(Editors Note: This was posted on the Oklahoma GOP Facebook page ran by Bob Dani. It is anonymous but Dani wouldn't have posted it unless he knew the author and he states that he respects the author and thereby must know them. We are reposting to introduce our next article that goes over why Republican delegates to the GOP State Convention must rise up and defeat this effort to eliminate the power of the County GOP organizations. You can find a copy of the GOP official email in question at this link.)
(Edit: the author of the article has came forward, Steve Byas, the Oklahoma Constitution editor, a decades long Republican Party member and activist. Last week we had written about the problems with the electronic voting and the abuses of Chairman David McLain.)
Millions of Americans are not convinced that the 2020 presidential election was conducted freely and fairly in every state. As such, Republicans in several states are tightening up their election procedures. Yet, despite these meritorious moves by Republican legislators in other states, the Oklahoma Republican Party leadership is proposing changes to our state convention voting procedures that are fundamentally flawed in multiple ways.
According to an email I received from the Oklahoma Republican Party, “there are certain things that HAVE to change.”

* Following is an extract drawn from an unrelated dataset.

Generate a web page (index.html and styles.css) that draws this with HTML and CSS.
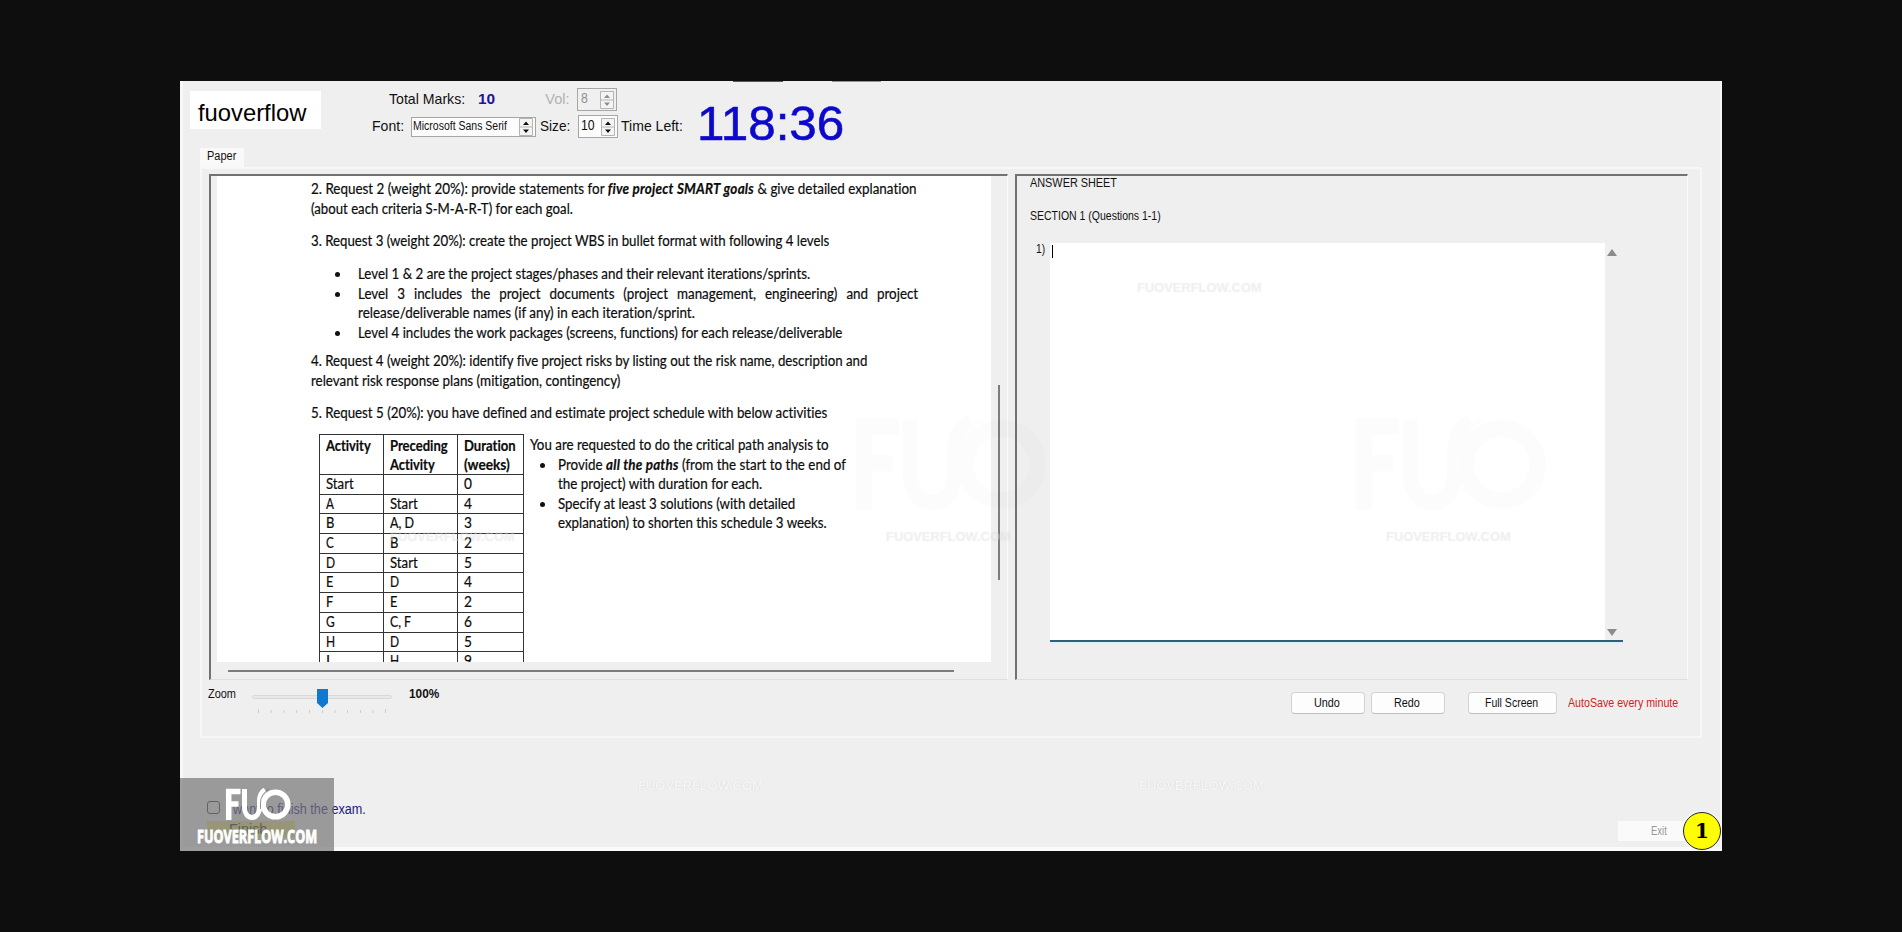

Anytime someone tells you that some things just HAVE to change is attempting to convince you that resistance is futile. The great English philosopher G.K. Chesteron said that before one takes a fence down, one must find out why the fence was put up. Certainly, change is sometimes good, but sometimes it is not.
The burden of proof is on the person who wants to make the change. There must be something more substantive than “certain things that HAVE to change.”
So, what is the change that simply has to be implemented at this year’s state convention?
Electronic voting.
This is yet another effort at a top-down edict. It may be good or it may be bad, but this is a decision, even if it was a good change, should have been made at a previous state convention --- a real one, not a zoom one --- to be implemented at the next state convention.
There is nothing in the rules that allows the state chairman to change the voting procedure by fiat. The state chairman is not a dictator. If that is the direction that the Oklahoma Republican Party wants to go, count me out. If the state chairman can make this change, without the approval of the state convention, then why even have a state convention?
We are justifiably proud that our state’s optical scan voting machines are not connected to the Internet. This prevents the chicanery that happened in other states, like Georgia and Pennsylvania, from happening in Oklahoma. Republicans are nearly unanimous that voting should not be done via the Internet, because it would create the potential for instant voter fraud, with no paper trail to verify the results.
Why would Oklahoma Republicans want to go to Internet voting for our convention when we rightly denounce it in other states for the election of public officials?
The state chairman also cannot, on his own, add qualifications to the grass-roots to serve as delegates. Yet, delegates are now being told that to participate in this year’s convention as a voting delegate, one must have a phone that is connected to the Internet. And, one is expected to attend a “training session” so the delegate will know how to use their phone (or laptop or tablet) in order to vote.
We have historically been a party that respects rules. In Georgia, the secretary of state simply altered state election laws so as to please Democrat Stacy Abrams! Similarly, election laws and even the state Constitution were ignored by election officials in Pennsylvania.
I have been involved in the Republican Party for a long time. Over that time, I have seen the grass-roots lose more and more power and authority. At one time, we met in private homes for our precinct meetings. The precinct is no longer important in the Republican Party structure, as practically all counties have “joint precinct meetings.” Presently, we cast our votes at the state convention in our county delegations. This usurpation of the process that is being proposed --- ordered? --- now will make our county parties irrelevant.
The email that I received said, “In order to accomplish staying relevant, there are certain things that HAVE to change.” The email explained that the Party needs to “be relevant and encourage younger ones (under 50 crowd) to join in on the process.”
So, if we vote by the Internet, “younger ones” will suddenly think the Republican Party is relevant? Really? Taxes and spending, limited government, individual liberty, the free enterprise system, respect for life, a strong national defense --- the “younger ones” are not motivated by any of that, yet if they can bring their phone and vote on it, that will motivate them to get involved in the Republican Party?
Surely, no one is that naïve.
As Republicans, we cannot tell the general public that we must guard the integrity of the election process, yet we are going to use a phone to vote? That sounds quite hypocritical, to put it mildly.
“This administration is all about transparency and free and fair elections,” the email states. In other words, you must trust us. “Trust, but verify,” former President Ronald Reagan famously said.
With no paper trail, how can we be sure that all of these votes transmitted by phone, tablet, or laptop, are accurate?
At the end of the day, this is just a bad idea whose time should never come.